Arafat, che ieri Saeb Erakat ha pregato di accettare il 
cessate-il-fuoco, sa 
bene che Powell sarà molto duro con lui sul terrorismo. Gli ha fatto 
il 
regalo di dichiararlo di nuovo l'interlocutore e il rappresentante 
legittimo; lo va a trovare a Ramallah, anche se questo a Sharon 
sembra 
irragionevole: adesso si aspetta in cambio che Arafat però gli vada 
incontro, dicendo finalmente una parola chiara contro il terrorismo. 
Sembra 
a molti una missione impossibile. 
Powell comunque ha una carta di riserva nella manica: si chiama 
Madrid Due. 
La proposta del principe saudita Abdallah, si dice sia in ambienti 
israeliani sia palestinesi, potrebbe diventare con questa visita la 
pista 
per una faticosa ripresa. E' facile che dalla missione di questi 
giorni si 
esca con la promessa di una convocazione, forse proprio a Madrid, di 
una 
Conferenza di pace cui partecipino tutti gli Stati della zona. 
Ovvero: si 
ricomincia da zero, anzi dalla disperazione. 

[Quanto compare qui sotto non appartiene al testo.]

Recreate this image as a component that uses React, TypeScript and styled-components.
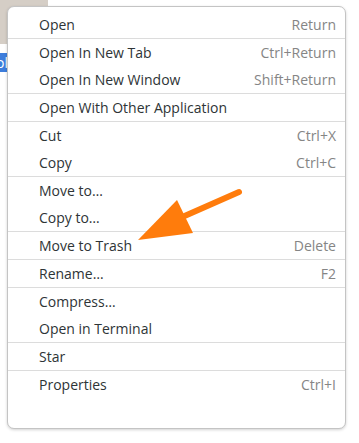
import React from "react";
import styled, { createGlobalStyle } from "styled-components";

const GlobalStyle = createGlobalStyle`
  html, body {
    margin: 0;
    padding: 0;
    background: #ffffff;
  }
  body {
    font-family: "Open Sans", "Noto Sans", sans-serif;
  }
`;

const Page = styled.div`
  position: relative;
  width: 359px;
  height: 443px;
  overflow: hidden;
  background: #ffffff;
`;

const Desktop = styled.div`
  display: flex;
  flex-direction: column;
  align-items: flex-start;
`;

const Thumbnail = styled.div`
  width: 48px;
  height: 44px;
  background: #d5cec6;
`;

const SelectedName = styled.div`
  margin-top: 9px;
  width: 60px;
  height: 19px;
  background: #3d7ddb;
  color: #ffffff;
  font-size: 14px;
  line-height: 19px;
  white-space: nowrap;
  overflow: hidden;
  text-indent: -4px;
`;

const Menu = styled.div`
  position: absolute;
  left: 7px;
  top: 6px;
  width: 337px;
  height: 417px;
  box-sizing: content-box;
  padding: 4px 0 0;
  background: #ffffff;
  border: 1px solid #c4c4c4;
  border-radius: 7px;
  box-shadow: 0 1px 3px rgba(0, 0, 0, 0.18);
  display: flex;
  flex-direction: column;
`;

const Section = styled.div<{ $first?: boolean }>`
  display: flex;
  flex-direction: column;
  border-top: ${props => (props.$first ? "none" : "1px solid #dcdcdc")};
`;

const Item = styled.div`
  display: flex;
  align-items: center;
  justify-content: space-between;
  height: 27px;
  padding: 0 9px 0 31px;
  font-size: 14px;
  color: #2e3436;
`;

const Shortcut = styled.span`
  color: #858585;
`;

const Arrow = styled.svg`
  position: absolute;
  left: 0;
  top: 0;
  pointer-events: none;
`;

type Entry = { label: string; key?: string };

const sections: Entry[][] = [
  [{ label: "Open", key: "Return" }],
  [
    { label: "Open In New Tab", key: "Ctrl+Return" },
    { label: "Open In New Window", key: "Shift+Return" },
  ],
  [{ label: "Open With Other Application" }],
  [
    { label: "Cut", key: "Ctrl+X" },
    { label: "Copy", key: "Ctrl+C" },
  ],
  [{ label: "Move to…" }, { label: "Copy to…" }],
  [{ label: "Move to Trash", key: "Delete" }],
  [{ label: "Rename…", key: "F2" }],
  [{ label: "Compress…" }, { label: "Open in Terminal" }],
  [{ label: "Star" }],
  [{ label: "Properties", key: "Ctrl+I" }],
];

export default function App() {
  return (
    <Page>
      <GlobalStyle />
      <Desktop>
        <Thumbnail />
        <SelectedName>olders</SelectedName>
      </Desktop>
      <Menu>
        {sections.map((section, i) => (
          <Section key={i} $first={i === 0}>
            {section.map(entry => (
              <Item key={entry.label}>
                <span>{entry.label}</span>
                {entry.key && <Shortcut>{entry.key}</Shortcut>}
              </Item>
            ))}
          </Section>
        ))}
      </Menu>
      <Arrow width="359" height="443" viewBox="0 0 359 443">
        <line x1="239" y1="192" x2="180" y2="218" stroke="#ff7c0c" strokeWidth="6" strokeLinecap="round" />
        <polygon points="138,240 177,200 193,233" fill="#ff7c0c" />
      </Arrow>
    </Page>
  );
}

E' una visita molto drammatica, un'ultima spiaggia; ma è una visita 
solenne. 
Powell si vede riconosciuto in questa situazione come l'unico 
possibile 
mallevadore, nonostante la durezza delle sue posizioni verso l'una e 
l'altra 
parte. Ha un rispetto che l'Europa, con i suoi pronunciamenti 
unilaterali, 
non è riuscita a conquistare; così è rimasta fuori giuoco di nuovo.